DESCRIPTION OF THE TASK: Which lines in the records below contain the word "React"? Copy each one out.

** START INPUT RECORDS **

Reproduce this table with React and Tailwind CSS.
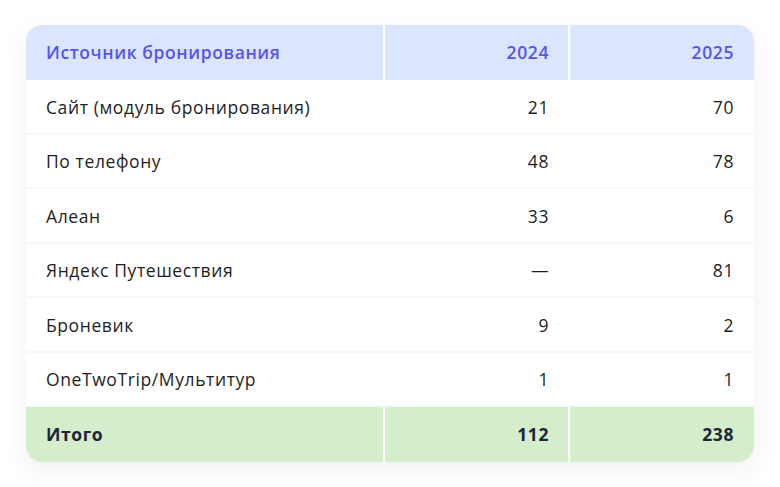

** END INPUT RECORDS **
** START INPUT RECORDS **

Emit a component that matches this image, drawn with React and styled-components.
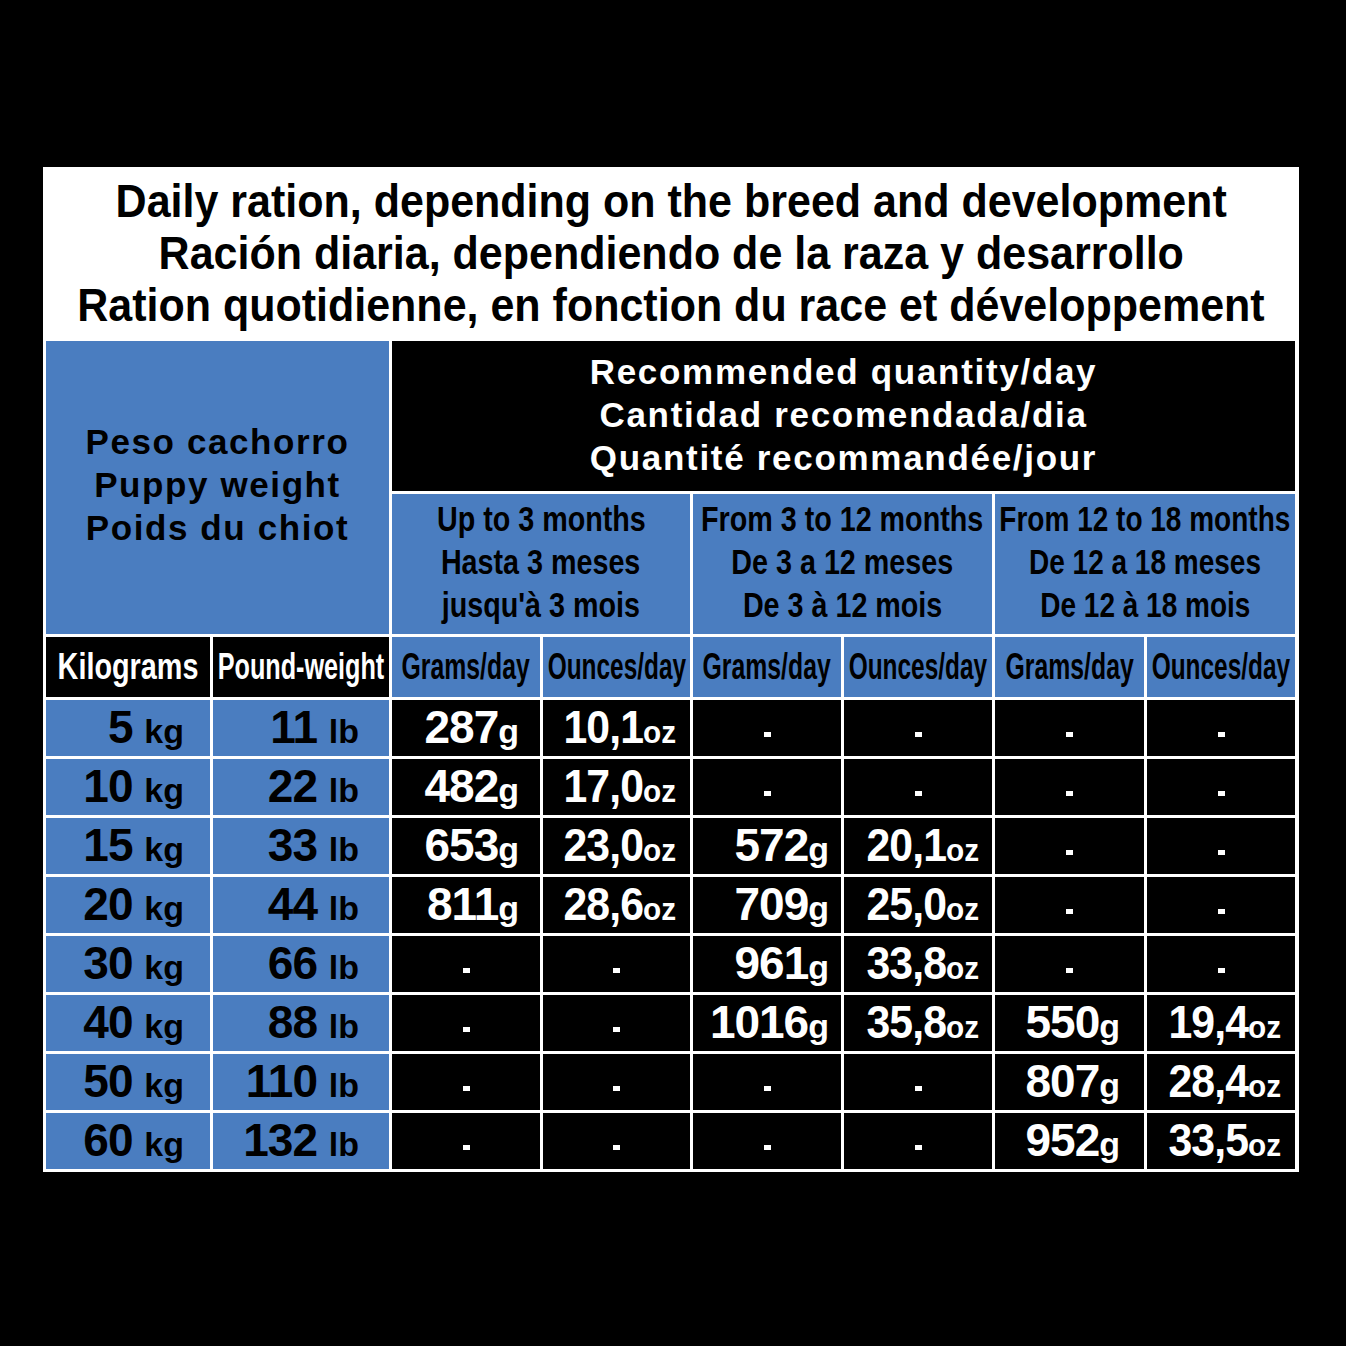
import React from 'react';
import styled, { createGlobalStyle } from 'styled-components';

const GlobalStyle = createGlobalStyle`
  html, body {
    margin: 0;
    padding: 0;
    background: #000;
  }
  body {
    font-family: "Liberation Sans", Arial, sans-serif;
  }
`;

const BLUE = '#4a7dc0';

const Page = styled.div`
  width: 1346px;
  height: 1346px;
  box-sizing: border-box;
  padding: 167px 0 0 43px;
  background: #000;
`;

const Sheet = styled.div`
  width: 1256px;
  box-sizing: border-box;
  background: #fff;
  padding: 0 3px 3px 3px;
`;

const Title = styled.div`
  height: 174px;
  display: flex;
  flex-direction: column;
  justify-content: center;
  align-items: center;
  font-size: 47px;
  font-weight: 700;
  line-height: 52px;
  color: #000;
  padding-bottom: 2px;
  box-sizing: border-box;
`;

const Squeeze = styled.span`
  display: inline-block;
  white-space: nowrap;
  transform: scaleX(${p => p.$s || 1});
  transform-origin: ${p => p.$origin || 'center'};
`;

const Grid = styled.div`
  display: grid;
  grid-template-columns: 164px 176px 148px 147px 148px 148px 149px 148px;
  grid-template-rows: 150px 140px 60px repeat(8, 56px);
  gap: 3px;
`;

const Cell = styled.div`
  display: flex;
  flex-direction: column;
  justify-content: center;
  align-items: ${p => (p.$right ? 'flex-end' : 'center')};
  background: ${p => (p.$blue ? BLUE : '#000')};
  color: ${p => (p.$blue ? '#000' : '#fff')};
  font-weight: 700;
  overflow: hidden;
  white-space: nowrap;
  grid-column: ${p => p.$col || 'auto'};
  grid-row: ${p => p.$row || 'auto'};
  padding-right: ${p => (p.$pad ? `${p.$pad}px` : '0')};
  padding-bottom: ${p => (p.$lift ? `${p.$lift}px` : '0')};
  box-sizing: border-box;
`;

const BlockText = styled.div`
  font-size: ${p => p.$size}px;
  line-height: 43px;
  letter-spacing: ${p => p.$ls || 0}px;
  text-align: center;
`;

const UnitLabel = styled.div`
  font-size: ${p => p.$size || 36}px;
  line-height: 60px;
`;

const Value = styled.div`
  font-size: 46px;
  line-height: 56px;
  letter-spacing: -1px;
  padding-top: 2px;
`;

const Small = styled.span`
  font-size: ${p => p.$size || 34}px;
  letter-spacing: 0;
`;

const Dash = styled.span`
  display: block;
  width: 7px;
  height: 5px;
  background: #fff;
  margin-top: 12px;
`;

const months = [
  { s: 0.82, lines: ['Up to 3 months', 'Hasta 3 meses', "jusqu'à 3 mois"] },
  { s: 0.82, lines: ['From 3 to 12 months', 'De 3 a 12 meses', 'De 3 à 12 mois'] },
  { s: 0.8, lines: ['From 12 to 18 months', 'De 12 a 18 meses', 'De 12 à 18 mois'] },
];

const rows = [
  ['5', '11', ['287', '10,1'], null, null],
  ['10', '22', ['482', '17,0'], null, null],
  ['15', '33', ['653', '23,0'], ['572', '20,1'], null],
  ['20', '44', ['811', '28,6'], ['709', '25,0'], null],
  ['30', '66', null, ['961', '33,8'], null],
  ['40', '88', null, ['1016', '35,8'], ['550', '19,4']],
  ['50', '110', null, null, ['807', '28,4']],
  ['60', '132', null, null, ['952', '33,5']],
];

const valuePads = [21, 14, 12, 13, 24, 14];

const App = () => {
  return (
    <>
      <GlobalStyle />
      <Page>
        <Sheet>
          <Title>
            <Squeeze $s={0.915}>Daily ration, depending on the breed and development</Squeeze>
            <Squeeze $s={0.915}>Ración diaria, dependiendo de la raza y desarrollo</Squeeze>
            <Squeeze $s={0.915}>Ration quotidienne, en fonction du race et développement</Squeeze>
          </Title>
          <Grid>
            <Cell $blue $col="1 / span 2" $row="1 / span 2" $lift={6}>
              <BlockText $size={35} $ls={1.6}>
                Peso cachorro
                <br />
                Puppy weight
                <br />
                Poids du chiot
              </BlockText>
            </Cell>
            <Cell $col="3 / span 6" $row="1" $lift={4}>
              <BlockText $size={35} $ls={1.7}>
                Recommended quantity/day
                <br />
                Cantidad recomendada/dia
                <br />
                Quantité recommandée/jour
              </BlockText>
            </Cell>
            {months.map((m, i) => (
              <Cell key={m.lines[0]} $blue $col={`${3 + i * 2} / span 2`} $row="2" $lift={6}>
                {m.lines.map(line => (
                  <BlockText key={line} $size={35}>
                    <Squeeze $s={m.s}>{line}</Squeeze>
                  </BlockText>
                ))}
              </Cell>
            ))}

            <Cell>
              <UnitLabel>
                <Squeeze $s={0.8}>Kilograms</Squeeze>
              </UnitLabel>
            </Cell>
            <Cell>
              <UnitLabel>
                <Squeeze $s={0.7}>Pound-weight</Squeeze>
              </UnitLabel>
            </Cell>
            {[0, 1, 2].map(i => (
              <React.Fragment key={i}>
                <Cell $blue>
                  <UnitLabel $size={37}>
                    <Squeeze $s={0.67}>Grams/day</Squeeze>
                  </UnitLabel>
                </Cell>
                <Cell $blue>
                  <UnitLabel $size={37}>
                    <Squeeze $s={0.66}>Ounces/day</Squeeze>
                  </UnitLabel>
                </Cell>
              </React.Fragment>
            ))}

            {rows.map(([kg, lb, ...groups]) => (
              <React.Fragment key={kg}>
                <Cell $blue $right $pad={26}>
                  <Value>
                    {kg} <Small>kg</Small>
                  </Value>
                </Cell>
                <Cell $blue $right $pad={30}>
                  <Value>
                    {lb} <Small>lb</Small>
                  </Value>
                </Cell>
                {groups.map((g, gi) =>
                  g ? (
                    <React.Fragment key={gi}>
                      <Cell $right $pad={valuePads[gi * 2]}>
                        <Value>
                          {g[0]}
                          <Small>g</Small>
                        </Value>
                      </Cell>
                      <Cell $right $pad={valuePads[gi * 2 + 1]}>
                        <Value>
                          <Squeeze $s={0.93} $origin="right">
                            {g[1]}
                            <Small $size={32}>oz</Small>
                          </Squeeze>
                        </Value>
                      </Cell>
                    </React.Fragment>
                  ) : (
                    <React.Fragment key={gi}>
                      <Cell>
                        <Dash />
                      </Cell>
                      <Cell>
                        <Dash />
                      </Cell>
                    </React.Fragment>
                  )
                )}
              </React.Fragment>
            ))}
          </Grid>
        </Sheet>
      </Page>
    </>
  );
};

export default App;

** END INPUT RECORDS **
** START INPUT RECORDS **

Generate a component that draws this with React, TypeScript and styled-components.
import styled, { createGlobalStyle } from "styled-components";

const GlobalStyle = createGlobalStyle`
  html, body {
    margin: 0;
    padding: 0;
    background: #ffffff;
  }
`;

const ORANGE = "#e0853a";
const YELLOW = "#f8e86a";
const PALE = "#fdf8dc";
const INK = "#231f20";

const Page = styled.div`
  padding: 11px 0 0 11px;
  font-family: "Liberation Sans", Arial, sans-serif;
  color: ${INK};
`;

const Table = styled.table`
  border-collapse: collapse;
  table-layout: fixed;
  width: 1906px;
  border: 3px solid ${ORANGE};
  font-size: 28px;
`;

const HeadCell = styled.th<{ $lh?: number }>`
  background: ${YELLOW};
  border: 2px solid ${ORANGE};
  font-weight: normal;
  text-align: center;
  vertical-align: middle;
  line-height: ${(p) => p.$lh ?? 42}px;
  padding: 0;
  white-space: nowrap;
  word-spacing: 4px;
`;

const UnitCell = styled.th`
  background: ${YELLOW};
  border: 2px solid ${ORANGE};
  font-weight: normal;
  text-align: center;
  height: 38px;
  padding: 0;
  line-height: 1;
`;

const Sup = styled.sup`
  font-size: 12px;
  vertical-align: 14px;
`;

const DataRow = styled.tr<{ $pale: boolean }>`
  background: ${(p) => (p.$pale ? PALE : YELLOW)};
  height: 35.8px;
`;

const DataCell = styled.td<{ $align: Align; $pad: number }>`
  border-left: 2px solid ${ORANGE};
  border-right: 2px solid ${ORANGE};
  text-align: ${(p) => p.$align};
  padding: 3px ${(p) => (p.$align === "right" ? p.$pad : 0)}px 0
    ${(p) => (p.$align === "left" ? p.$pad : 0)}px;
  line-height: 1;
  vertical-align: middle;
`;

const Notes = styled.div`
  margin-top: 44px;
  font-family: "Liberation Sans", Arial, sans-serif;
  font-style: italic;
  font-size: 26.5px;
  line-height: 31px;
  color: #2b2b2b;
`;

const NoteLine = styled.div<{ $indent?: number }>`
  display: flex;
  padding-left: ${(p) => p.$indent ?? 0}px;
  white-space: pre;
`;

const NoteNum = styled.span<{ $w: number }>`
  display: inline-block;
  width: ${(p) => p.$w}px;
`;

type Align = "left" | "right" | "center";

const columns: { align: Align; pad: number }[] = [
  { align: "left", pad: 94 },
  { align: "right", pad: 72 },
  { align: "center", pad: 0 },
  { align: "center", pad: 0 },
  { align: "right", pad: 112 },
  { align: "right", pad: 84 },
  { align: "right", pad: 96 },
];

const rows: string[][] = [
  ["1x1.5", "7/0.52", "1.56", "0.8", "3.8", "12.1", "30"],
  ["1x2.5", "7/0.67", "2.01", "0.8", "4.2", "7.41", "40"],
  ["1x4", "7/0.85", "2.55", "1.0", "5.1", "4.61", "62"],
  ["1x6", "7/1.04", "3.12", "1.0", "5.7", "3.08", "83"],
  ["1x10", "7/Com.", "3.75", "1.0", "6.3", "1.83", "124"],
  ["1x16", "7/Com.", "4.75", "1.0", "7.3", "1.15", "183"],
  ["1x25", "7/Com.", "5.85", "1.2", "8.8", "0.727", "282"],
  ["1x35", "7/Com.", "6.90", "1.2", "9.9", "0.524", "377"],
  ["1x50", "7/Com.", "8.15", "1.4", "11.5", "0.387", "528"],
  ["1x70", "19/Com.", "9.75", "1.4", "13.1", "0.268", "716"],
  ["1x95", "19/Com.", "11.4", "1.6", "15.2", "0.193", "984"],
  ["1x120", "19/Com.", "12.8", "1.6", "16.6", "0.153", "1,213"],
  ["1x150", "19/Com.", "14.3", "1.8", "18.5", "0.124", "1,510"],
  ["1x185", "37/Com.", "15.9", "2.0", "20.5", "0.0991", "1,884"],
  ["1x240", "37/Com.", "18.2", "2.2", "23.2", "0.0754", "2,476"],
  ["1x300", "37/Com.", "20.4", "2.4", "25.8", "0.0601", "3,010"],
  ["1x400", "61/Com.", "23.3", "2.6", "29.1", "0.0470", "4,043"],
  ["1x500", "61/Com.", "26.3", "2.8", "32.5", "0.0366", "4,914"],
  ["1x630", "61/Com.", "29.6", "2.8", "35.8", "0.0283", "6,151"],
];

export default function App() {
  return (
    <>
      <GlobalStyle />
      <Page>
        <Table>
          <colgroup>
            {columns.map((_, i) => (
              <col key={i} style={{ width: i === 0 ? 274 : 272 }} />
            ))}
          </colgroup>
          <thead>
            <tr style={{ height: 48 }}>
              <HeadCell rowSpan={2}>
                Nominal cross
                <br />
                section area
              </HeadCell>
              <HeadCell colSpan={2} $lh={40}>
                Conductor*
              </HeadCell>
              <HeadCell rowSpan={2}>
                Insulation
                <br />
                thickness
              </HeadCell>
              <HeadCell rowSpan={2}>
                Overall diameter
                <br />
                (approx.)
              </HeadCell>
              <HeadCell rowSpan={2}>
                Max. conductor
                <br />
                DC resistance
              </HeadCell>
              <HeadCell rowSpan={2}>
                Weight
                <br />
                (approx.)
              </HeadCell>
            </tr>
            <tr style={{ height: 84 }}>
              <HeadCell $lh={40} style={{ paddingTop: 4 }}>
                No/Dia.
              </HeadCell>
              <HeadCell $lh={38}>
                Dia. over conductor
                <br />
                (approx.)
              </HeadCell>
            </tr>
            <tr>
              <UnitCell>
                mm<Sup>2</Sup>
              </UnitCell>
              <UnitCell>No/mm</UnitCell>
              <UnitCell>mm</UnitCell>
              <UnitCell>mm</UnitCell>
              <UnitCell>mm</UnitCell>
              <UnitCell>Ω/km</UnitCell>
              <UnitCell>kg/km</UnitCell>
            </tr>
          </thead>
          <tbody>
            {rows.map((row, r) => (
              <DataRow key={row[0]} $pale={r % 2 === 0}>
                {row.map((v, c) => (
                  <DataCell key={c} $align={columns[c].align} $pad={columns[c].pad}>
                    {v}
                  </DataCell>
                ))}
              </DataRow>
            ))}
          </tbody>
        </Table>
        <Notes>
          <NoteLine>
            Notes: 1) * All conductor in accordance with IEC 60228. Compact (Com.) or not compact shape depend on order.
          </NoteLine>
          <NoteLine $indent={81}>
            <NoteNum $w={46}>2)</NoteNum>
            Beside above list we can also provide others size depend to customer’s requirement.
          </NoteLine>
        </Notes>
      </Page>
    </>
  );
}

** END INPUT RECORDS **

SOLUTION FOR THIS EXERCISE:
Reproduce this table with React and Tailwind CSS.
Emit a component that matches this image, drawn with React and styled-components.
import React from 'react';
              <React.Fragment key={i}>
              </React.Fragment>
              <React.Fragment key={kg}>
                    <React.Fragment key={gi}>
                    </React.Fragment>
                    <React.Fragment key={gi}>
                    </React.Fragment>
              </React.Fragment>
Generate a component that draws this with React, TypeScript and styled-components.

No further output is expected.